Independent salary surveys suggest differing averages depending on role and data source:

• Some estimates place the average salary at approximately £38,000–£40,000

• Other sources indicate averages closer to £50,000–£52,000, with top-end roles reaching £90,000+

These variations reflect the broad scope of aerospace roles, from design and analysis to systems engineering and project leadership.

Factors Influencing Salary

Several factors strongly influence earnings within aeronautical and aerospace engineering:

• Employer: Large aerospace firms and defence contractors typically offer higher salaries than smaller organisations.

• Qualifications: Master’s degrees (MEng or MSc) and research qualifications can lead to higher starting pay and faster progression.

• Specialisation: Fields such as systems engineering, defence, avionics and propulsion often command premium salaries.

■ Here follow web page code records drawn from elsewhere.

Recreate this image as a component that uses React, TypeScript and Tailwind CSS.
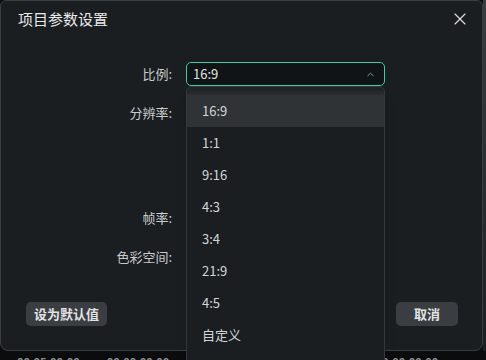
import { ChevronUp, X } from "lucide-react";

const ratios = ["16:9", "1:1", "9:16", "4:3", "3:4", "21:9", "4:5", "自定义"];

const font = { fontFamily: '"Noto Sans CJK SC", "Noto Sans", sans-serif' };

function Row({ label, children, className }: { label: string; children?: React.ReactNode; className?: string }) {
  return (
    <div className={`flex items-center ${className ?? ""}`}>
      <div className="w-[171px] text-right text-[13px] text-[#c9cbcd]">{label}</div>
      <div className="ml-[14px] flex-1">{children}</div>
    </div>
  );
}

export default function App() {
  const selected = "16:9";

  return (
    <div className="relative h-[360px] w-[486px] overflow-hidden bg-[#0b0c0d]" style={font}>
      <div className="flex">
        <div className="flex h-[351px] w-[483px] flex-col rounded-b-lg rounded-t-md border border-[#3a3e42] bg-[#1b1e21]">
          {/* header */}
          <div className="flex h-[36px] items-center justify-between pl-[17px] pr-[12px]">
            <span className="text-[15px] text-[#e8e9ea]">项目参数设置</span>
            <X size={20} strokeWidth={1.4} className="text-[#dcdcdc]" />
          </div>

          {/* form */}
          <div className="mt-[25px] flex flex-col">
            <Row label="比例:" className="h-[24px]">
              <div className="mr-[97px] flex h-[24px] items-center justify-between rounded-[5px] border border-[#41c9a4] bg-[#111417] pl-[6px] pr-[8px]">
                <span className="text-[13px] text-[#e2e3e4]">{selected}</span>
                <ChevronUp size={11} strokeWidth={2} className="text-[#9a9da0]" />
              </div>
            </Row>
            <Row label="分辨率:" className="mt-[15px] h-[24px]" />
            <div className="h-[81px]" />
            <Row label="帧率:" className="h-[24px]" />
            <Row label="色彩空间:" className="mt-[15px] h-[24px]" />
          </div>

          {/* buttons */}
          <div className="mt-[33px] flex justify-between pl-[25px] pr-[24px]">
            <button className="h-[24px] w-[81px] rounded-[5px] bg-[#3a3e43] text-[13px] font-bold text-[#e2e3e4]">
              设为默认值
            </button>
            <button className="h-[24px] w-[62px] rounded-[5px] bg-[#3a3e43] text-[13px] font-bold text-[#e2e3e4]">
              取消
            </button>
          </div>
        </div>
        <div className="h-[351px] flex-1 bg-gradient-to-b from-[#3a3d40] to-[#1d2023]" />
      </div>

      {/* timeline strip peeking below */}
      <div className="mt-[3px] flex gap-[27px] pl-[17px] text-[11px] leading-[14px] font-bold text-[#8c8f92]">
        <span>00:05:00:00</span>
        <span>00:00:00:00</span>
        <span>00:00:00:00</span>
        <span>00:00:00:00</span>
        <span>00:00:00:00</span>
      </div>

      {/* open dropdown */}
      <div className="absolute left-[186px] top-[86px] h-[280px] w-[199px] rounded-md border border-[#34383c] bg-[#1b1e21] shadow-lg">
        <div className="h-[8px] rounded-t-md bg-gradient-to-b from-[#1d2023] to-[#2b2e31]" />
        {ratios.map((r) => (
          <div
            key={r}
            className={`flex h-[32px] items-center pl-[15px] text-[13px] text-[#d3d5d7] ${
              r === selected ? "bg-[#2f3336]" : ""
            }`}
          >
            {r}
          </div>
        ))}
      </div>
    </div>
  );
}
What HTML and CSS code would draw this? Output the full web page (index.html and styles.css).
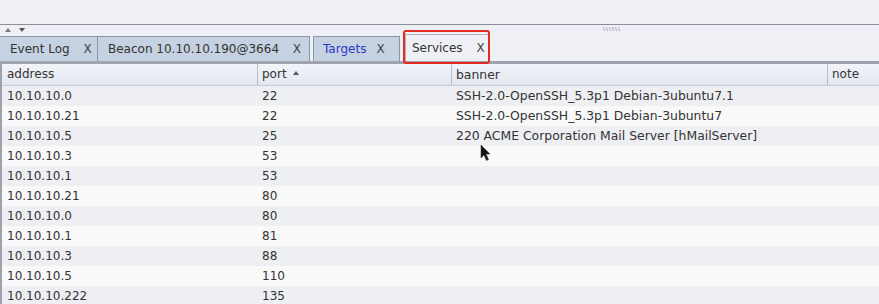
FILE: index.html
```html
<!DOCTYPE html>
<html lang="en">
<head>
    <meta charset="UTF-8">
    <meta name="viewport" content="width=device-width, initial-scale=1.0">
    <title>Services</title>
    <link rel="stylesheet" href="styles.css">
</head>
<body>
    <div class="top"></div>

    <div class="splitter">
        <span class="arrows">
            <svg width="6" height="4" viewBox="0 0 6 4"><path d="M0 4 L3 0 L6 4 Z" fill="#777"/></svg>
            <svg width="6" height="4" viewBox="0 0 6 4"><path d="M0 0 L3 4 L6 0 Z" fill="#555"/></svg>
        </span>
        <svg class="grip" width="18" height="4" viewBox="0 0 18 4">
            <path d="M0 0 L2 4 M3 0 L5 4 M6 0 L8 4 M9 0 L11 4 M12 0 L14 4 M15 0 L17 4" stroke="#aab" stroke-width="1"/>
        </svg>
    </div>

    <div class="tabs">
        <div class="tab tab-event">Event Log <span class="close">X</span></div>
        <div class="tab tab-beacon">Beacon 10.10.10.190@3664 <span class="close">X</span></div>
        <div class="tab tab-targets"><span class="blue">Targets</span> <span class="close">X</span></div>
        <div class="tab tab-services active">Services <span class="close">X</span></div>
        <div class="highlight"></div>
    </div>

    <div class="grid">
        <div class="head">
            <div class="cell c-addr">address</div>
            <div class="cell c-port">port <span class="sort"></span></div>
            <div class="cell c-banner">banner</div>
            <div class="cell c-note">note</div>
        </div>
        <div class="rows" id="rows"></div>
        <svg class="cursor" width="12" height="18" viewBox="0 0 12 18">
            <path d="M1 1 L1 14 L4 11 L6.5 16.5 L8.5 15.5 L6 10 L10 10 Z" fill="#111" stroke="#444" stroke-width="0.6"/>
        </svg>
    </div>

    <script>
        const services = [
            ['10.10.10.0', '22', 'SSH-2.0-OpenSSH_5.3p1 Debian-3ubuntu7.1'],
            ['10.10.10.21', '22', 'SSH-2.0-OpenSSH_5.3p1 Debian-3ubuntu7'],
            ['10.10.10.5', '25', '220 ACME Corporation Mail Server [hMailServer]'],
            ['10.10.10.3', '53', ''],
            ['10.10.10.1', '53', ''],
            ['10.10.10.21', '80', ''],
            ['10.10.10.0', '80', ''],
            ['10.10.10.1', '81', ''],
            ['10.10.10.3', '88', ''],
            ['10.10.10.5', '110', ''],
            ['10.10.10.222', '135', '']
        ];
        const rows = document.getElementById('rows');
        services.forEach(([addr, port, banner]) => {
            const row = document.createElement('div');
            row.className = 'row';
            row.innerHTML = `<div class="cell c-addr">${addr}</div>`
                + `<div class="cell c-port">${port}</div>`
                + `<div class="cell c-banner">${banner}</div>`
                + `<div class="cell c-note"></div>`;
            rows.appendChild(row);
        });
    </script>
</body>
</html>
```

FILE: styles.css
```css
body {
    margin: 0;
    width: 879px;
    height: 304px;
    overflow: hidden;
    background: #eef0f6;
    font-family: "DejaVu Sans", Verdana, sans-serif;
    font-size: 12px;
    color: #333;
}
.top {
    height: 24px;
    background: #eef0f6;
    border-bottom: 1px solid #8c8e98;
}
.splitter {
    height: 11px;
    display: flex;
    align-items: flex-start;
    padding-top: 3px;
    box-sizing: border-box;
    position: relative;
}
.arrows {
    display: flex;
    gap: 8px;
    margin-left: 5px;
}
.grip {
    margin-left: 578px;
    margin-top: -1px;
}
.tabs {
    height: 25px;
    display: flex;
    align-items: flex-end;
    position: relative;
    border-bottom: 3px solid #9ea3ae;
}
.tab {
    height: 25px;
    box-sizing: border-box;
    display: flex;
    align-items: center;
    padding: 0 7px 0 10px;
    background: #c6d1e1;
    border: 1px solid #8c95a6;
    border-bottom: none;
    color: #333;
    white-space: pre;
}
.tab .close {
    margin-left: 10px;
    color: #444;
}
.tab-event { width: 98px; border-left: none; }
.tab-beacon { width: 212px; border-left: none; }
.tab-targets { width: 87px; margin-left: 3px; padding-left: 9px; }
.tab-services { width: 84px; margin-left: 5px; padding-left: 6px; }
.tab .blue {
    color: #2b39c4;
}
.tab.active {
    background: #eef0f6;
    border-color: #b0b4bf;
    height: 27px;
}
.highlight {
    position: absolute;
    left: 403px;
    top: -6px;
    width: 87px;
    height: 34px;
    box-sizing: border-box;
    border: 2px solid #e32b24;
    border-radius: 3px;
}
.grid {
    position: relative;
    background: #fafafb;
    border-left: 2px solid #9da2ac;
}
.head, .row {
    display: flex;
    height: 20px;
}
.head {
    height: 21px;
    background: linear-gradient(#f2f4f9, #e2e7ef);
    border-bottom: 1px solid #c6ccd6;
}
.head .cell {
    border-right: 1px solid #b8bec9;
    line-height: 21px;
}
.head .c-note {
    border-right: none;
}
.cell {
    box-sizing: border-box;
    padding-left: 5px;
    white-space: nowrap;
    overflow: hidden;
    line-height: 20px;
}
.c-addr { width: 256px; }
.c-port { width: 194px; padding-left: 4px; }
.c-banner { width: 376px; padding-left: 4px; font-size: 12.4px; }
.c-note { flex: 1; padding-left: 4px; }
.sort {
    display: inline-block;
    width: 0;
    height: 0;
    margin-left: 3px;
    vertical-align: 3px;
    border-left: 3px solid transparent;
    border-right: 3px solid transparent;
    border-bottom: 4px solid #555;
}
.row:nth-child(odd) {
    background: #eeeff2;
}
.row:nth-child(even) {
    background: #f9f9fa;
}
.cursor {
    position: absolute;
    left: 478px;
    top: 80px;
}
```
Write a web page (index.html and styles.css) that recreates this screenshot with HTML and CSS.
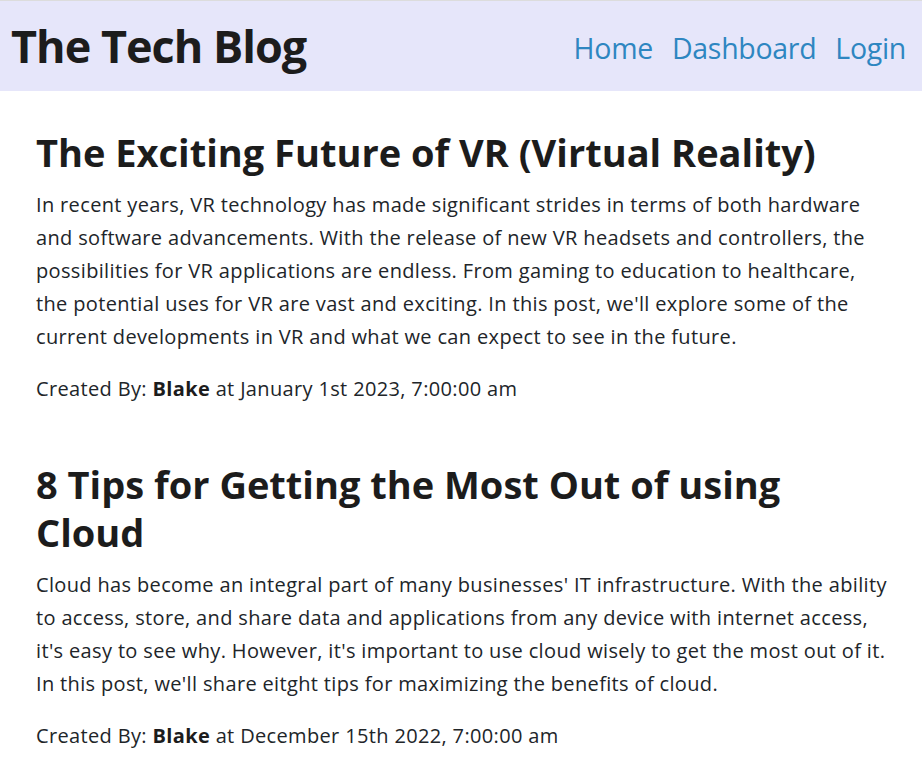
FILE: index.html
```html
<!DOCTYPE html>
<html lang="en">
<head>
<meta charset="utf-8">
<title>The Tech Blog</title>
<link rel="stylesheet" href="styles.css">
</head>
<body>
<header class="site-header">
  <h1 class="brand">The Tech Blog</h1>
  <nav class="nav">
    <a href="#" class="nav-link">Home</a>
    <a href="#" class="nav-link">Dashboard</a>
    <a href="#" class="nav-link">Login</a>
  </nav>
</header>
<main class="posts">
  <article class="post">
    <h2 class="post-title">The Exciting Future of VR (Virtual Reality)</h2>
    <p class="post-body">In recent years, VR technology has made significant strides in terms of both hardware<br>and software advancements. With the release of new VR headsets and controllers, the<br>possibilities for VR applications are endless. From gaming to education to healthcare,<br>the potential uses for VR are vast and exciting. In this post, we'll explore some of the<br>current developments in VR and what we can expect to see in the future.</p>
    <p class="post-meta">Created By: <strong>Blake</strong> at January 1st 2023, 7:00:00 am</p>
  </article>
  <article class="post">
    <h2 class="post-title">8 Tips for Getting the Most Out of using<br>Cloud</h2>
    <p class="post-body">Cloud has become an integral part of many businesses' IT infrastructure. With the ability<br>to access, store, and share data and applications from any device with internet access,<br>it's easy to see why. However, it's important to use cloud wisely to get the most out of it.<br>In this post, we'll share eitght tips for maximizing the benefits of cloud.</p>
    <p class="post-meta">Created By: <strong>Blake</strong> at December 15th 2022, 7:00:00 am</p>
  </article>
</main>
</body>
</html>
```
FILE: styles.css
```css
html, body {
  margin: 0;
  padding: 0;
}
body {
  font-family: "Open Sans", "Noto Sans", sans-serif;
  color: #212529;
  background: #ffffff;
  border-top: 1px solid #dcdcdc;
  overflow-x: hidden;
}
.site-header {
  background: #e6e6fa;
  height: 90px;
  display: flex;
  align-items: center;
  justify-content: space-between;
  padding: 0 16px 0 11px;
}
.brand {
  margin: 0;
  font-size: 45px;
  font-weight: 700;
  letter-spacing: -1px;
  color: #1c1c1c;
  line-height: 1;
  padding-bottom: 2px;
}
.nav {
  display: flex;
  gap: 19px;
  padding-top: 3px;
}
.nav-link {
  font-size: 28.5px;
  color: #2e86c1;
  text-decoration: none;
  letter-spacing: -0.3px;
}
.posts {
  padding: 37px 0 0 36px;
}
.post {
  margin-bottom: 55px;
}
.post-title {
  margin: 0;
  font-size: 38px;
  line-height: 48px;
  font-weight: 700;
  color: #1c1c1c;
  white-space: nowrap;
}
.post-body {
  margin: 12px 0 0;
  font-size: 20px;
  line-height: 33px;
  letter-spacing: 0.35px;
  white-space: nowrap;
}
.post-meta {
  margin: 19px 0 0;
  font-size: 20px;
  line-height: 33px;
  letter-spacing: 0.35px;
  white-space: nowrap;
}
.post-meta strong {
  font-weight: 700;
  color: #1c1c1c;
}
```
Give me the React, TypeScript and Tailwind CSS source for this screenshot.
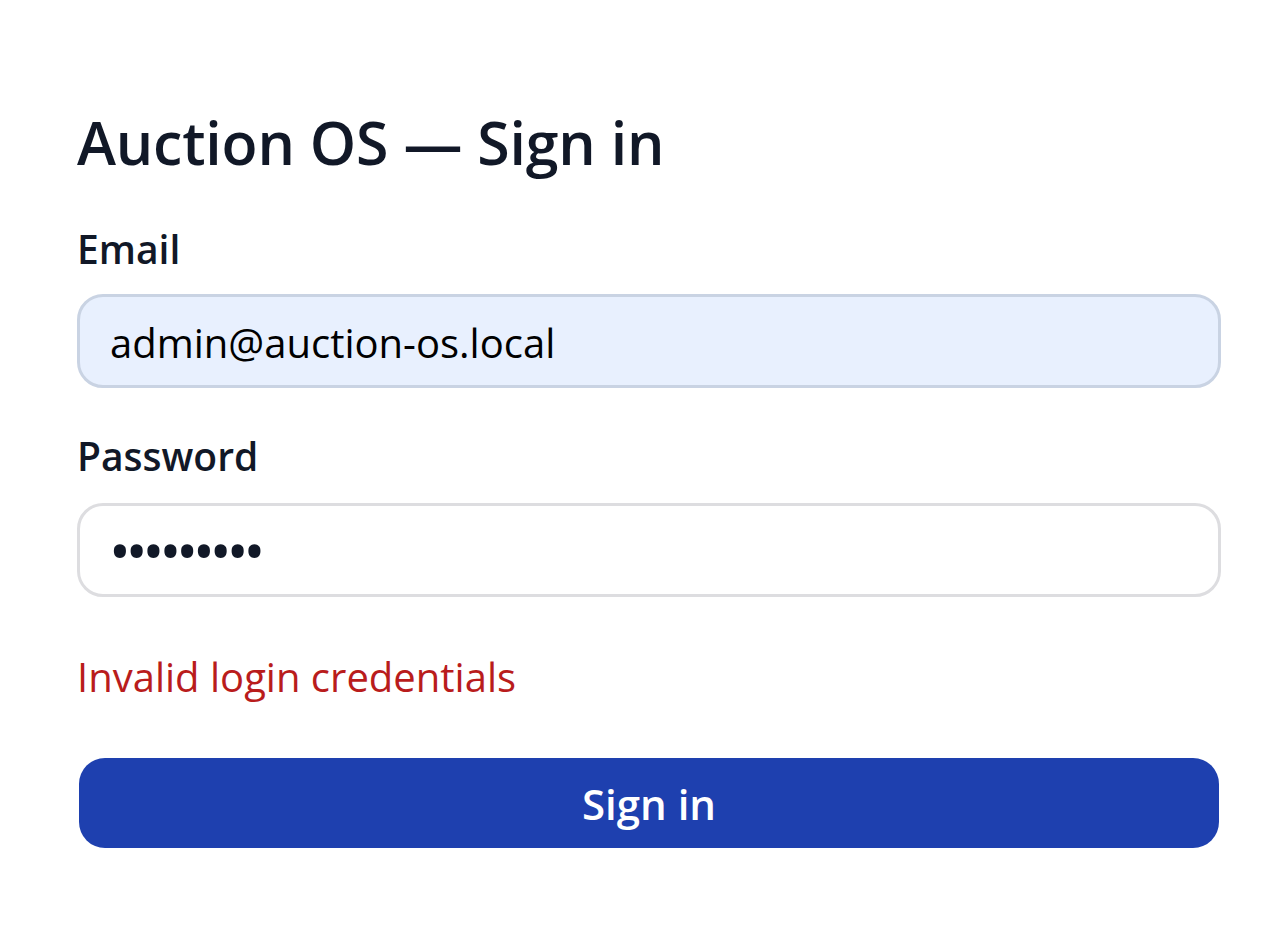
import React from "react";

export default function App() {
  return (
    <div
      className="min-h-screen w-full bg-white"
      style={{ fontFamily: '"Open Sans", "Noto Sans", sans-serif' }}
    >
      <form
        className="ml-[77px] flex w-[1144px] flex-col pt-[106px]"
        onSubmit={(e) => e.preventDefault()}
      >
        <h1 className="h-[72px] text-[59px] leading-[72px] font-semibold tracking-[-0.2px] text-[#111827]">
          Auction OS — Sign in
        </h1>
        <label className="mt-[43px] h-[56px] text-[39px] leading-[56px] font-semibold text-[#111827]">
          Email
        </label>
        <input
          readOnly
          defaultValue="admin@auction-os.local"
          className="mt-[17px] h-[94px] w-full rounded-[26px] border-[3px] border-[#c9d3e3] bg-[#e8f0fe] px-[30px] pt-[2px] text-[40px] leading-[54px] text-black outline-none"
        />
        <label className="mt-[40px] h-[56px] text-[39px] leading-[56px] font-semibold text-[#111827]">
          Password
        </label>
        <input
          readOnly
          type="password"
          defaultValue="123456789"
          className="mt-[19px] h-[94px] w-full rounded-[26px] border-[3px] border-[#dddde0] bg-white px-[29px] text-[58px] leading-[68px] tracking-[-5px] text-[#111827] outline-none"
        />
        <p className="mt-[52px] h-[56px] text-[40px] leading-[56px] text-[#b91c1c]">
          Invalid login credentials
        </p>
        <button
          type="submit"
          className="mx-[2px] mt-[53px] h-[90px] rounded-[26px] bg-[#1e40af] text-[42px] font-semibold text-white"
        >
          Sign in
        </button>
      </form>
    </div>
  );
}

• Location: Pay levels can vary significantly across regions within the UK, with higher salaries often found near major aerospace hubs.

Educational and Career Pathways

Foundational Education

A strong academic foundation is essential for entry into the field.

• Essential subjects: Mathematics and Physics

• Highly beneficial subjects: Further Mathematics, Design and Technology, Computer Science, Chemistry

These subjects are typically required at GCSE and A-Level (or equivalent) for progression to higher education.

Further and Higher Education Routes

There are multiple pathways into aeronautical and aerospace engineering:

• A-Levels, BTEC qualifications, or HNC/HNDs in engineering can lead to technician roles or university entry.

University Degrees

• Aeronautical Engineering – focused on atmospheric flight (aircraft and helicopters).

• Aerospace Engineering – broader, encompassing both aircraft and space systems such as rockets and satellites.

Related degrees in Mechanical, Electrical, Avionics Engineering or Physics can also lead to careers in the aerospace sector.

Core University Modules

Typical degree programmes include modules such as:

• Aerodynamics and flight theory

• Propulsion systems (jet engines and rocket motors)

• Structures and materials

• Flight mechanics and control systems

• Space systems and orbital mechanics

• Advanced mathematics and computational modelling

Career Opportunities and Specialisation

Graduates may pursue careers across a wide range of sectors, including aviation, space exploration, defence, research and even finance.

Common roles include:

• Design Engineer

• Systems Engineer

• Propulsion Specialist

• Flight Test Engineer

• Project or Programme Manager

Engineers develop advanced problem-solving, analytical, computational and teamwork skills, alongside strong communication and project coordination abilities.

Future Outlook for Aeronautical and Aerospace Engineering

The future of the aerospace sector is robust, driven by innovation, sustainability and digital transformation.

Key Trends and Opportunities

• Sustainable aviation: Development of hydrogen, electric and hybrid propulsion systems.

• Autonomous systems: Increased use of artificial intelligence and machine learning for aircraft operation and control.

• Space economy growth: Expansion of satellite technology, space tourism and space-based defence systems.

• Advanced manufacturing: Greater reliance on robotics, data analytics and AI-driven design processes.

• Virtual and augmented reality: Used for training, inspection and maintenance to enhance safety and efficiency.

Job Market Outlook

• Employment growth is projected to be faster than average, with thousands of roles expected annually.

• High demand exists for engineers with expertise in software, AI, systems engineering and data analysis.

• Competitive salaries are expected to continue, particularly for specialised and chartered professionals.

• New roles are emerging, including autonomous aviation specialists and positions focused on regulatory approval and AI certification.

Skills for the Future

To remain competitive, future aerospace engineers will require:

• Technical skills: AI integration, software engineering, systems thinking, advanced propulsion technologies and data analytics.

• Professional skills: Critical thinking, adaptability, problem-solving and lifelong learning to address complex safety and sustainability challenges.